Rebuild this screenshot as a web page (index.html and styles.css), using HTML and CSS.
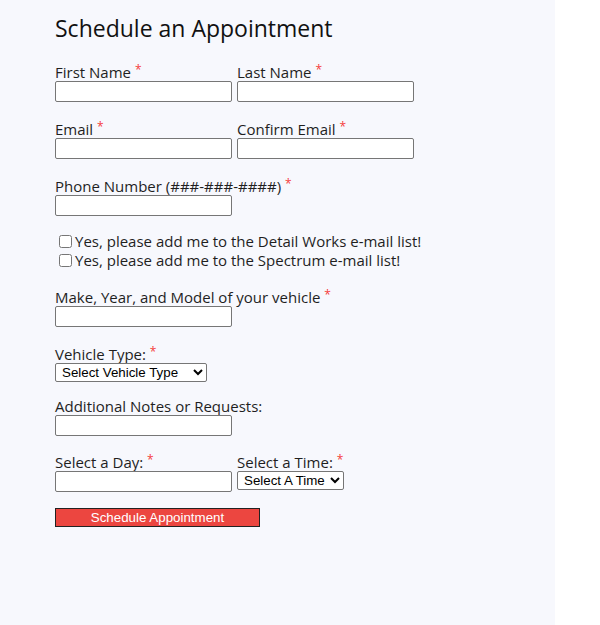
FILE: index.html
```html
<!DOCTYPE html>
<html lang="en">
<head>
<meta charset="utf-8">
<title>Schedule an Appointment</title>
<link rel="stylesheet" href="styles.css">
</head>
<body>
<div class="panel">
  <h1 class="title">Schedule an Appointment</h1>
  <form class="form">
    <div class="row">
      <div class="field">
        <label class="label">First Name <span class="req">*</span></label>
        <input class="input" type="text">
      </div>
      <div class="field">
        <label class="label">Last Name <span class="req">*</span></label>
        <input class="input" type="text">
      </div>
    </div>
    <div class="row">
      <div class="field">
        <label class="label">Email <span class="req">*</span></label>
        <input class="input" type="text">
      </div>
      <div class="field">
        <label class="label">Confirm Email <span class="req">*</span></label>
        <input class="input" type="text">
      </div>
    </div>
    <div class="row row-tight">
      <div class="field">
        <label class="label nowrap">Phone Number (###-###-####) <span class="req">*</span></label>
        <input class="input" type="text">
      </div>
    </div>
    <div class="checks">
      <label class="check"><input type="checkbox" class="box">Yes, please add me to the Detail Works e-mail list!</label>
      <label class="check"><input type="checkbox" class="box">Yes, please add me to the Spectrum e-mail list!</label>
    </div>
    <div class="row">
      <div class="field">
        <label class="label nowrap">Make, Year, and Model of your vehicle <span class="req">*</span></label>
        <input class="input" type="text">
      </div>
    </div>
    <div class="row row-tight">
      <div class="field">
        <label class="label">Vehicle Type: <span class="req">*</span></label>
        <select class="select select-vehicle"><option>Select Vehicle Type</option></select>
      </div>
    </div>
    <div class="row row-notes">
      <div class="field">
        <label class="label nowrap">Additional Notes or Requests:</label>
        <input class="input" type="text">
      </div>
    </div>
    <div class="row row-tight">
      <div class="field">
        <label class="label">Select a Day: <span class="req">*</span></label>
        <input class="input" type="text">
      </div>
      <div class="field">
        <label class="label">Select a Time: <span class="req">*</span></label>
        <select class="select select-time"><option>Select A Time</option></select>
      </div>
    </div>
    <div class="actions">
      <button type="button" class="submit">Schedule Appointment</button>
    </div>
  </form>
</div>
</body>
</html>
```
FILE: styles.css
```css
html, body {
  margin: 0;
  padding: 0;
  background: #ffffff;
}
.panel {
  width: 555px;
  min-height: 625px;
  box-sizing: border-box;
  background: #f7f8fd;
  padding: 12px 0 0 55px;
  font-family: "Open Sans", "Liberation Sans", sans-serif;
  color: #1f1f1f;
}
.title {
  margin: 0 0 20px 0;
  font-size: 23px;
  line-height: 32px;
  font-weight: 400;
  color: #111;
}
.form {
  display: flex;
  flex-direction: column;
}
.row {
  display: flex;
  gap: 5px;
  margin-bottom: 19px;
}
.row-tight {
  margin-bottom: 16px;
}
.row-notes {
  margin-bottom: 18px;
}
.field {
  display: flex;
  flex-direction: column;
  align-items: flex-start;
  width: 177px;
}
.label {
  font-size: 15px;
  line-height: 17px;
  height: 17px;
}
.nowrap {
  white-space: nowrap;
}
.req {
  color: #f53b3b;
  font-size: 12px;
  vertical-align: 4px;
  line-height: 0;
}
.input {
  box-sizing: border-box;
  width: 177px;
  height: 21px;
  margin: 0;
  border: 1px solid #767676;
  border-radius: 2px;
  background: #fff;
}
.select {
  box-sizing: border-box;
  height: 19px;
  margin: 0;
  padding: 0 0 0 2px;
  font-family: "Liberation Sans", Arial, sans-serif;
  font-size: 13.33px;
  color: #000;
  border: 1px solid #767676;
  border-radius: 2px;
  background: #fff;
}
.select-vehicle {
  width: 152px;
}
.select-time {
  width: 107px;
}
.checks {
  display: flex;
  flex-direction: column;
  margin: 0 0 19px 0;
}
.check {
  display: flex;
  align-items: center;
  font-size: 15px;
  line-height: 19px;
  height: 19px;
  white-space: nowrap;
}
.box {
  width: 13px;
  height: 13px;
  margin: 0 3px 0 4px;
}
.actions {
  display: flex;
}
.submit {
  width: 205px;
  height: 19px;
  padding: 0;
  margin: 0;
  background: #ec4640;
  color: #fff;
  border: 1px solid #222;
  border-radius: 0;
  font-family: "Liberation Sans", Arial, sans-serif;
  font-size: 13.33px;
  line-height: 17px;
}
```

= = = = =

◆ **Exercise objective**:
Look above for lines with the word "index" and copy them all.

◆ **Exercise answer**:
Rebuild this screenshot as a web page (index.html and styles.css), using HTML and CSS.
FILE: index.html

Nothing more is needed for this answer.